The majority of NYCB’s office loans are collateralized by properties in New York City where remote work is forecast to deplete values by 44 percent, according to a study by New York University and Columbia University researchers.

In the third quarter of 2023, Class B and C properties had already depreciated 20 percent since the start of the pandemic, an Avison Young report found.

On the multifamily front, NYCB reported $2 million in net charge-offs, twice the figure from the same quarter last year. Multifamily loans marked 30 to 89 days past due rose 76 percent year-over-year to $60 million, the largest increase across the firm’s loan book.
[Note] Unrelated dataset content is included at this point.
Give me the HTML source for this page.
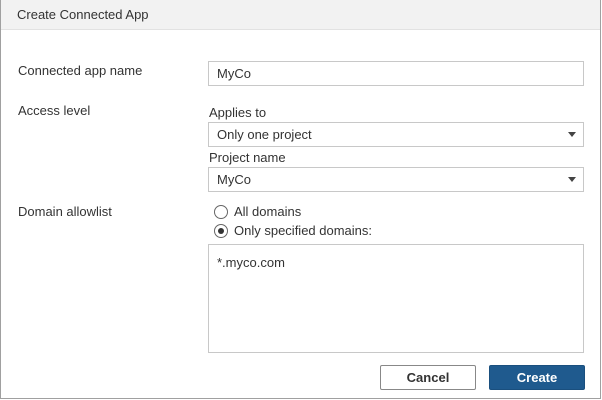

The majority of the bank’s multifamily debt is tied to rent-regulated buildings, an asset that has seen valuations decline from 20 to 45 percent since a 2019 law strangled rents.

Analysts on the Thursday morning earnings call pressed Cangemi on the health of the bank’s rent-stabilized loan book.

“Starting to see any kind of cracks there?” asked Stephens’ Matthew Breese. “It just feels like there’s a pile-up of issues from the 2019 rent law.”

Cangemi attributed any distress to “one-off families.” NYCB filed to foreclose on eight rent-stabilized properties owned by two families in July.

“It’s not systemic,” Cangemi said.

Adams tied the troubles affecting rent-stabilized properties to tenants who have failed to pay rent.

The bank’s executives pointed to New York’s high market rents as a strong point for multifamily, rent-stabilized included. Many rent-stabilized buildings have a mix of regulated and market-price units. Revenue from the latter can offset the former’s stagnant growth.

But landlords say rent-stabilized buildings have been able to withstand the rent law only if they are majority market-rate.

Brokers and landlords say that rent-stabilized distress is mounting, a claim backed up by some court filings.

Cangemi said the bank is not seeing that larger trend.

“You just can’t kill the New York multifamily market,” Adams said.

This article has been updated with a comment from an AmTrust Realty spokesperson.